If you care about fair elections - and most of us do, regardless of political leaning - there's a story unfolding inside the Justice Department right now that deserves your attention.

According to reporting by Wired, the DOJ's Voting Section had roughly 30 attorneys on staff the day Donald Trump was inaugurated for his second term. Three months later, all but two of them were gone. That's not a restructure. That's a near-total wipeout of the team responsible for enforcing federal voting rights law in the United States.

What the Voting Section actually does

This isn't an abstract bureaucratic unit. The DOJ's Voting Section is the federal body tasked with enforcing landmark legislation like the Voting Rights Act - the legal backbone that protects citizens from discriminatory voting practices. When states draw district lines in ways that dilute minority votes, or when local governments put up barriers that make it harder for certain communities to cast a ballot, this is the team that investigates and litigates.

Losing nearly all of its experienced attorneys doesn't just slow that work down. It effectively stops it.

Who's filling the vacuum

The Wired report adds another layer of concern: the people now in positions of influence within this space are, in the outlet's words, election deniers. That framing matters. The shift isn't just about staffing numbers - it's about a fundamental change in the values and priorities guiding how (or whether) voting rights will be protected going forward.

Why this should be on your radar

It's easy to tune out stories about government department reshuffles, especially when they're wrapped in legal and political jargon. But the Voting Section exists specifically to serve ordinary people - voters who might face suppression, intimidation, or discriminatory practices that fly under the radar without federal oversight.

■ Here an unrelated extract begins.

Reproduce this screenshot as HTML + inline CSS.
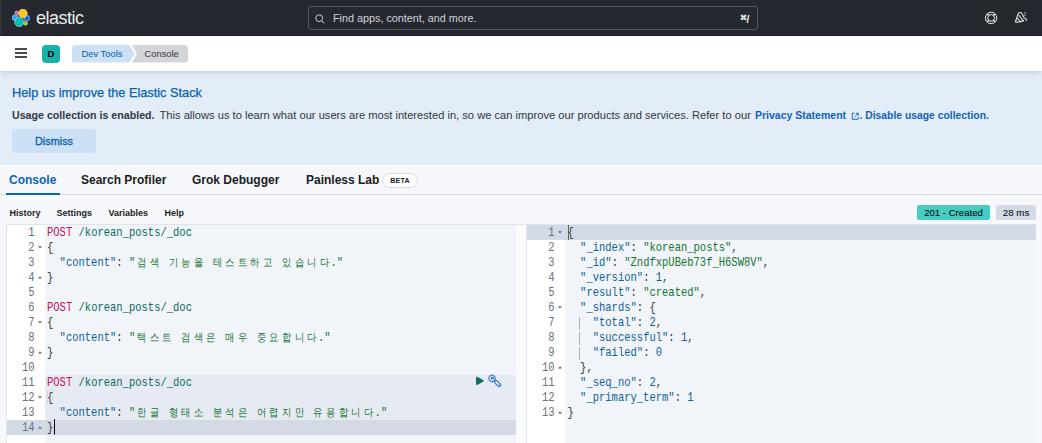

An enfeebled or ideologically redirected Voting Section doesn't just affect one community or one party. It changes the landscape of accountability around elections for everyone. And with a major election cycle always just around the corner in American politics, the timing couldn't be more consequential.

This is one of those stories that's easy to miss amid the daily churn of political news - but the structural damage being done to federal voting rights enforcement is exactly the kind of thing that compounds quietly over time, and shows up loudly when it's too late to fix quickly.